Can we use GZIP compression for internal data such as RDD partitions, 
broadcast variables and shuffle outputs so that user will have more 
choice compared to the available LZ4, LZF and Snappy?  Is there any 
specific reason we are not supporting the JDK inbuilt compression? If 
not, shall I create a JIRA to get this implemented.

Thank you,
Nasser Ebrahim

Re: GZIP compression support for Spark internal data

Posted by Nasser Ebrahim <en...@linux.vnet.ibm.com>.

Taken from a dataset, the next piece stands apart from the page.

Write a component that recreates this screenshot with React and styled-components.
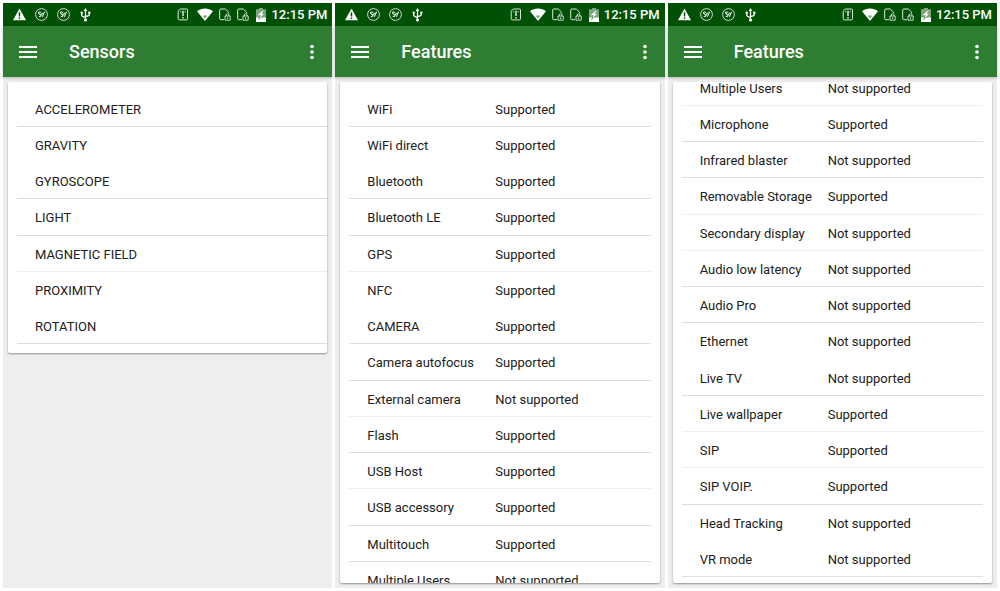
import React from 'react';
import styled, { createGlobalStyle } from 'styled-components';

const GlobalStyle = createGlobalStyle`
  * {
    box-sizing: border-box;
  }
  body {
    margin: 0;
    background-color: #ffffff;
    font-family: Roboto, 'Liberation Sans', sans-serif;
    color: #212121;
  }
`;

const lineColors = {
  strong: '#dedede',
  soft: '#eeeeee',
  none: 'transparent',
};

const Gallery = styled.main`
  display: grid;
  grid-template-columns: repeat(3, minmax(0, 1fr));
  gap: 3px;
  height: 100vh;
  padding: 3px;
`;

const Screen = styled.section`
  display: flex;
  flex-direction: column;
  min-height: 0;
  background-color: #eeeeee;
`;

const StatusBar = styled.div`
  display: flex;
  flex-shrink: 0;
  align-items: center;
  justify-content: space-between;
  height: 23px;
  padding: 0 5px 0 10px;
  background-color: #005005;
  color: #ffffff;
`;

const IconGroup = styled.div`
  display: flex;
  align-items: center;
  gap: ${({ $gap }) => $gap};
  svg {
    display: block;
  }
`;

const Clock = styled.time`
  margin-left: 4px;
  font-size: 13px;
  font-weight: 500;
  line-height: 16px;
  white-space: nowrap;
`;

const AppBar = styled.header`
  display: flex;
  flex-shrink: 0;
  align-items: center;
  height: 51px;
  padding: 0 9px 0 13px;
  background-color: #2e7d32;
  color: #ffffff;
  box-shadow: 0 1px 3px rgba(0, 0, 0, 0.25);
`;

const Title = styled.h1`
  flex: 1;
  margin: 0 0 0 29px;
  font-size: 18px;
  font-weight: 500;
  line-height: 24px;
`;

const IconButton = styled.button`
  display: flex;
  padding: 0;
  border: none;
  background: none;
  color: inherit;
  cursor: pointer;
`;

const Card = styled.div`
  display: flex;
  flex-direction: column;
  flex: ${({ $fill }) => $fill ? '1' : 'none'};
  justify-content: ${({ $scrolled }) => $scrolled ? 'flex-end' : 'flex-start'};
  min-height: 0;
  margin: 5px;
  padding: ${({ $scrolled }) => $scrolled ? '0 9px 6px' : '9px'};
  overflow: hidden;
  border-radius: 2px;
  background-color: #ffffff;
  box-shadow: 0 1px 2px rgba(0, 0, 0, 0.4);
`;

const SensorList = styled.ul`
  margin: 0 -9px 0 0;
  padding: 0;
  list-style: none;
`;

const SensorItem = styled.li`
  display: flex;
  align-items: center;
  height: 36px;
  padding: 2px 0 0 18px;
  border-bottom: 1px solid ${({ $line }) => lineColors[$line]};
  font-size: 13px;
  line-height: 16px;
  &:nth-child(4n) {
    height: 37px;
  }
`;

const FeatureTable = styled.table`
  flex-shrink: 0;
  width: 100%;
  table-layout: fixed;
  border-collapse: separate;
  border-spacing: 0;
  font-size: 13px;
  line-height: 16px;
`;

const FeatureRow = styled.tr`
  height: 36px;
  &:nth-child(4n) {
    height: 37px;
  }
  th,
  td {
    padding: 2px 0 0;
    border-bottom: 1px solid ${({ $line }) => lineColors[$line]};
    font-weight: 400;
    text-align: left;
    white-space: nowrap;
  }
  th {
    width: 146px;
    padding-left: 18px;
  }
`;

const WarningIcon = () => (
  <svg width='13' height='13' viewBox='0 0 13 13'>
    <path d='M6.5 0.6L13 12.2H0z' fill='#ffffff' />
    <path d='M6.5 4.2v4.2M6.5 9.4v1.5' stroke='#005005' strokeWidth='1.5' />
  </svg>
);

const BadgeIcon = () => (
  <svg width='13' height='13' viewBox='0 0 13 13' fill='none' stroke='#e3efe3'>
    <circle cx='6.5' cy='6.5' r='5.9' strokeWidth='0.9' />
    <path d='M6 4.6C4.9 3.6 3.3 4 3.6 5.1c.3 1 1.900 .9 2 2.100M3.700 8.300l1.400.4 1.500-2.200.9-1.800M6.900 8.600c1.300-.2 1.300-1.700 1.600-2.800l1.200-1.900' strokeWidth='1.1' />
  </svg>
);

const UsbIcon = () => (
  <svg width='13' height='14' viewBox='0 0 13 14' fill='none' stroke='#ffffff'>
    <path d='M6.5 2.5v9M2.700 5v2.200c0 1 .6 1.300 3.800 2.400M10.300 5v1.700c0 1-.6 1.200-3.800 2' strokeWidth='1.3' />
    <path d='M6.5 0L8.3 3H4.7z' fill='#ffffff' stroke='none' />
    <circle cx='2.7' cy='4.8' r='1.2' fill='#ffffff' stroke='none' />
    <path d='M9.2 3.6h2.2v2.2H9.2z' fill='#ffffff' stroke='none' />
    <circle cx='6.5' cy='12' r='1.6' fill='#ffffff' stroke='none' />
  </svg>
);

const SimIcon = () => (
  <svg width='16' height='13' viewBox='0 0 16 13' fill='none' stroke='#dbe9db'>
    <path d='M5.2 1h6.3c.7 0 1 .4 1 1v8.8c0 .7-.4 1.1-1 1.1H4.3c-.7 0-1.1-.4-1.1-1.1V3.2z' />
    <path d='M5.8 3v1.4M10.2 3v1.4' strokeWidth='0.9' />
    <path d='M8 2.800v5.200M8 9v1.500' strokeWidth='1.500' />
  </svg>
);

const WifiIcon = () => (
  <svg width='16' height='13' viewBox='0 0 16 13'>
    <path d='M0 3.300C4.600-.5 11.400-.5 16 3.300L8 13z' fill='#ffffff' />
    <path d='M5.900 7.900c1.300-.9 2.900-.9 4.200 0L8 10.400z' fill='#7fa681' />
  </svg>
);

const LockedPageIcon = () => (
  <svg width='12' height='13' viewBox='0 0 12 13' fill='none' stroke='#dbe9db'>
    <path d='M5 11.700H1.700c-.6 0-1-.4-1-1V2c0-.6.4-1 1-1h4.600l3.300 3.200v1' />
    <path d='M7.200 8V6.900c0-1.700 2.800-1.700 2.800 0V8' strokeWidth='0.9' />
    <path d='M6 8h5.200v4.200H6zM8.600 9.300v1.800' strokeWidth='0.9' />
  </svg>
);

const BatteryIcon = () => (
  <svg width='12' height='14' viewBox='0 0 12 14'>
    <path d='M4 0h4v1.300h3V10H1V1.300h3z' fill='#7fa681' />
    <path d='M1 9.500h10V14H1z' fill='#ffffff' />
    <path d='M8.600 2L2.600 7.300h2.900L3.600 11.500l5.800-5.200H6.700z' fill='#ffffff' />
    <path d='M5.500 7.300L3.600 11.500l5.800-5.200' fill='none' stroke='#005005' strokeOpacity='0.6' strokeWidth='0.7' />
  </svg>
);

const MenuIcon = () => (
  <svg width='24' height='24' viewBox='0 0 24 24'>
    <path d='M3 18h18v-2H3v2zm0-5h18v-2H3v2zm0-7v2h18V6H3z' fill='#ffffff' />
  </svg>
);

const MoreIcon = () => (
  <svg width='22' height='22' viewBox='0 0 24 24' fill='#ffffff'>
    <circle cx='12' cy='6' r='2' />
    <circle cx='12' cy='12' r='2' />
    <circle cx='12' cy='18' r='2' />
  </svg>
);

const sensors = [
  ['ACCELEROMETER', 'strong'],
  ['GRAVITY', 'none'],
  ['GYROSCOPE', 'strong'],
  ['LIGHT', 'strong'],
  ['MAGNETIC FIELD', 'soft'],
  ['PROXIMITY', 'none'],
  ['ROTATION', 'strong'],
];

const features = [
  ['WiFi', true, 'strong'],
  ['WiFi direct', true, 'none'],
  ['Bluetooth', true, 'strong'],
  ['Bluetooth LE', true, 'strong'],
  ['GPS', true, 'soft'],
  ['NFC', true, 'none'],
  ['CAMERA', true, 'strong'],
  ['Camera autofocus', true, 'strong'],
  ['External camera', false, 'soft'],
  ['Flash', true, 'strong'],
  ['USB Host', true, 'soft'],
  ['USB accessory', true, 'strong'],
  ['Multitouch', true, 'strong'],
  ['Multiple Users', false, 'soft'],
];

const moreFeatures = [
  ['Multiple Users', false, 'soft'],
  ['Microphone', true, 'strong'],
  ['Infrared blaster', false, 'strong'],
  ['Removable Storage', true, 'soft'],
  ['Secondary display', false, 'soft'],
  ['Audio low latency', false, 'strong'],
  ['Audio Pro', false, 'strong'],
  ['Ethernet', false, 'none'],
  ['Live TV', false, 'strong'],
  ['Live wallpaper', true, 'soft'],
  ['SIP', true, 'soft'],
  ['SIP VOIP.', true, 'strong'],
  ['Head Tracking', false, 'none'],
  ['VR mode', false, 'strong'],
];

const Phone = ({ title, children }) => (
  <Screen>
    <StatusBar>
      <IconGroup $gap='9px'>
        <WarningIcon />
        <BadgeIcon />
        <BadgeIcon />
        <UsbIcon />
      </IconGroup>
      <IconGroup $gap='6px'>
        <SimIcon />
        <WifiIcon />
        <LockedPageIcon />
        <LockedPageIcon />
        <IconGroup $gap='0'>
          <BatteryIcon />
          <Clock>12:15 PM</Clock>
        </IconGroup>
      </IconGroup>
    </StatusBar>
    <AppBar>
      <IconButton aria-label='Menu'>
        <MenuIcon />
      </IconButton>
      <Title>{title}</Title>
      <IconButton aria-label='More options'>
        <MoreIcon />
      </IconButton>
    </AppBar>
    {children}
  </Screen>
);

const Features = ({ rows }) => (
  <FeatureTable>
    <tbody>
      {rows.map(([name, supported, line]) => (
        <FeatureRow key={name} $line={line}>
          <th scope='row'>{name}</th>
          <td>{supported ? 'Supported' : 'Not supported'}</td>
        </FeatureRow>
      ))}
    </tbody>
  </FeatureTable>
);

const App = () => (
  <>
    <GlobalStyle />
    <Gallery>
      <Phone title='Sensors'>
        <Card>
          <SensorList>
            {sensors.map(([name, line]) => (
              <SensorItem key={name} $line={line}>{name}</SensorItem>
            ))}
          </SensorList>
        </Card>
      </Phone>
      <Phone title='Features'>
        <Card $fill>
          <Features rows={features} />
        </Card>
      </Phone>
      <Phone title='Features'>
        <Card $fill $scrolled>
          <Features rows={moreFeatures} />
        </Card>
      </Phone>
    </Gallery>
  </>
);

export default App;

Thank you Takeshi for sharing the info. I agree with Patrick and you 
that there is no point in adding more codec unless it is showing better 
performance results (at least with some work loads on some platforms). 
The performance of GZIP depends upon its implementation on the 
platforms. Will do some performance tests to see how it is performing 
compared to the existing codec in spark.

On 9/12/16 9:19 PM, Takeshi Yamamuro wrote:
> Hi,
>
> Have you seen https://issues.apache.org/jira/browse/SPARK-4633 ?
>
> // maropu
>
> On Mon, Sep 12, 2016 at 11:00 PM, Nasser Ebrahim 
> <enasser@linux.vnet.ibm.com <ma...@linux.vnet.ibm.com>> wrote:
>
>     Hi,
>
>     Can we use GZIP compression for internal data such as RDD
>     partitions, broadcast variables and shuffle outputs so that user
>     will have more choice compared to the available LZ4, LZF and
>     Snappy?  Is there any specific reason we are not supporting the
>     JDK inbuilt compression? If not, shall I create a JIRA to get this
>     implemented.
>
>     Thank you,
>     Nasser Ebrahim
>
>
>
>
> -- 
> ---
> Takeshi Yamamuro

Re: GZIP compression support for Spark internal data

Posted by Takeshi Yamamuro <li...@gmail.com>.

Hi,

Have you seen https://issues.apache.org/jira/browse/SPARK-4633 ?

// maropu

On Mon, Sep 12, 2016 at 11:00 PM, Nasser Ebrahim <enasser@linux.vnet.ibm.com
> wrote:

> Hi,
>
> Can we use GZIP compression for internal data such as RDD partitions,
> broadcast variables and shuffle outputs so that user will have more choice
> compared to the available LZ4, LZF and Snappy?  Is there any specific
> reason we are not supporting the JDK inbuilt compression? If not, shall I
> create a JIRA to get this implemented.
>
> Thank you,
> Nasser Ebrahim
>
>


-- 
---
Takeshi Yamamuro